Rewritable ID Cards Offer New Market Opportunities
This VAR sells rewritable card printer systems by targeting the healthcare market.
Digi-Trax Corporation, a VAR and software developer, specializes in hardware, software, supplies, and services for bar code and radio frequency identification (RFID) solutions in the healthcare and life sciences market. The company has provided hardware and software solutions to blood banks for bar code compliance since 1989. Digi-Trax sells its Hema Trax.LPS software system to blood banks for blood donations and transfusion service centers choosing to print the new U.S. consensus standard bar codes on demand.
The Siouxland Blood Center, which had been using Digi-Trax' bar code solution to track donated blood, asked Digi-Trax to recommend a solution to an ID card problem it was encountering. The blood center's ID cards were not durable and had no means of tracking donors' visits. Siouxland wanted to track donors, send reminders when it was time to donate again, and institute some type of rewards program to ensure return volunteers. Richard Kriozere, president of Digi-Trax, proposed using the Star Micronics TCP300 card printer, also known as the Chameleon system, to solve Siouxland's problem.
Although the Chameleon is primarily used for security ID cards in corporations, the features of the printer made it suitable for Siouxland's needs. The Chameleon uses RICOH thermal technology to repeatedly print information directly onto plastic cards each time the card is inserted into the small-footprint, on-demand printer. For example, these cards can be preprinted with static information like the blood bank name and logo. Immediately following each donation, the donor's ID card is printed with variable information such as donor name, ID number, blood type, date last donated, and next eligible donation date. This variable data is erased and rewritten to the plastic ID card during each visit, up to approximately 300 times.
In addition, the backs of the cards, which contain magnetic coating, can be encoded and read by the Chameleon to communicate between the Chameleon and the host application. The system interfaces with both OCX and Windows drivers; however, Siouxland was the first Windows driver installation Kriozere experienced. According to Kriozere, "This provided the largest challenge of the installation.
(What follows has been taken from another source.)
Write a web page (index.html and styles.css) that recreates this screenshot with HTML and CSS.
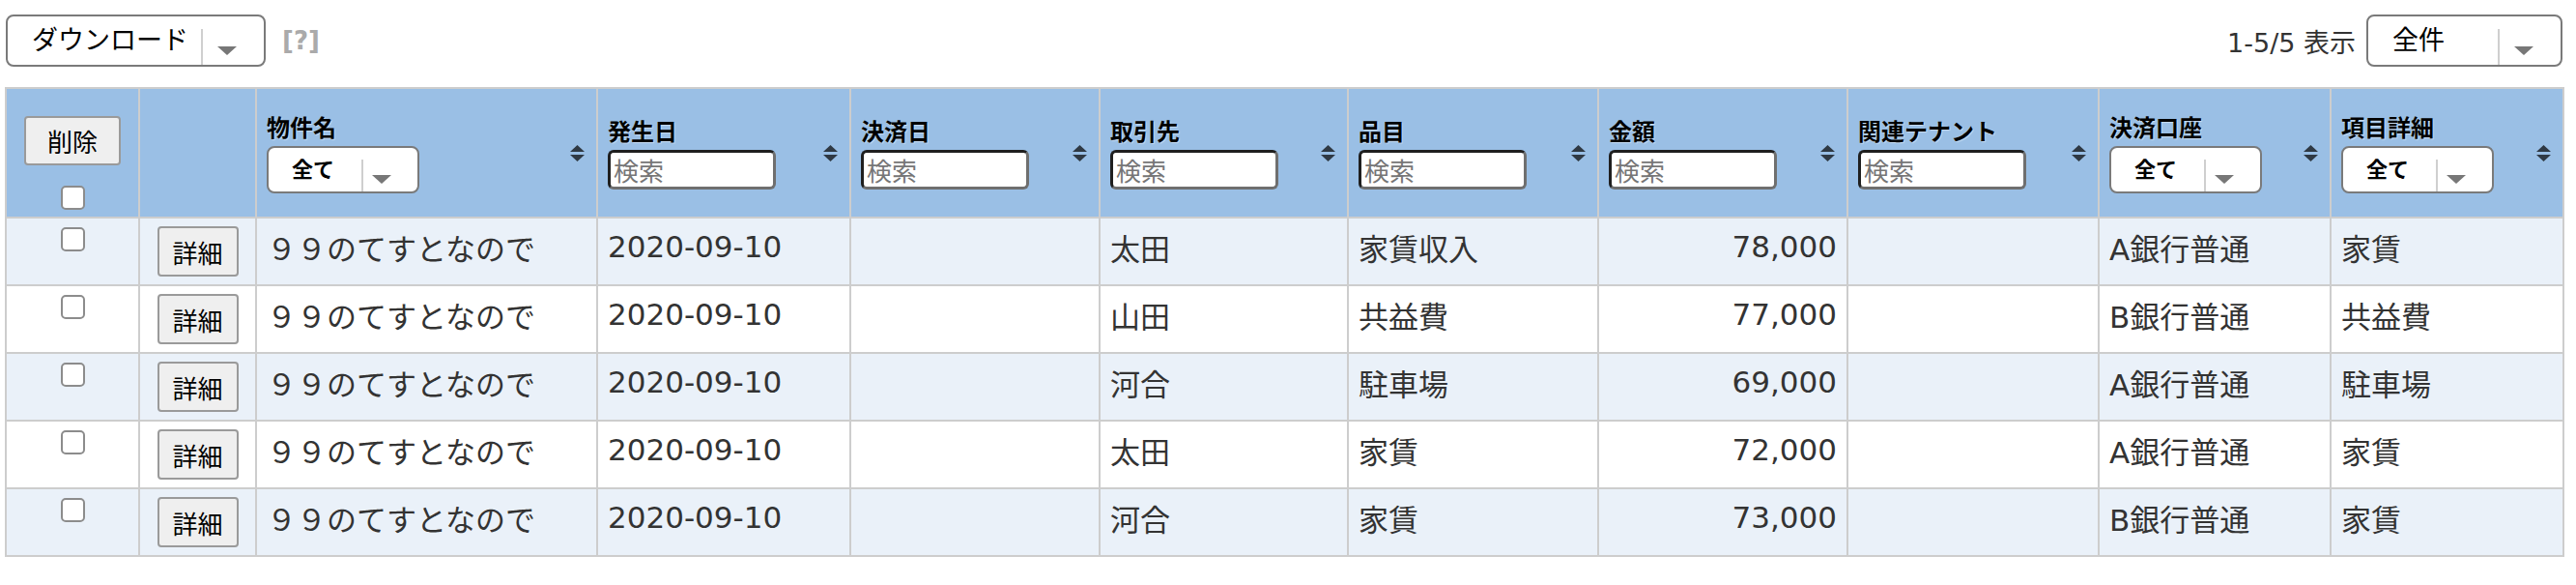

The Windows driver allows Siouxland to interface this system with its own PC program." Siouxland uses the cards to identify and register repeat donors, erase and reprint updated blood donation information and personalized health data, and schedule the next eligible donation dates.
Printer Implementation Leads To Additional Sales In New Market
Once the new printer was installed, Siouxland implemented a reward program for donors. Donors accumulate points during each donation, which are stored on each donor ID card each time they donate blood. Other blood centers have proven that simple plastic ID cards increase repeat donations, so Siouxland anticipates an increase in voluntary re-donation by as much as 15%.
Digi-Trax will continue to work with Siouxland to integrate the Chameleon with the blood bank's blood management system from Wyndgate Technologies. Wyndgate, whose database is widely used by blood banks around the country, began writing drivers to interface the TCP300 card printer into its next release. Kriozere expects this to increase sales of the Chameleon system at other blood banks using the Wyndgate Technologies blood bank management system. "We have two major blood bank software vendors investing in software support for our printers," says Kriozere. "In addition, Digi-Trax has established relationships with many healthcare software vendors and end users. We are hoping to piggyback off other successful products for future Chameleon installations."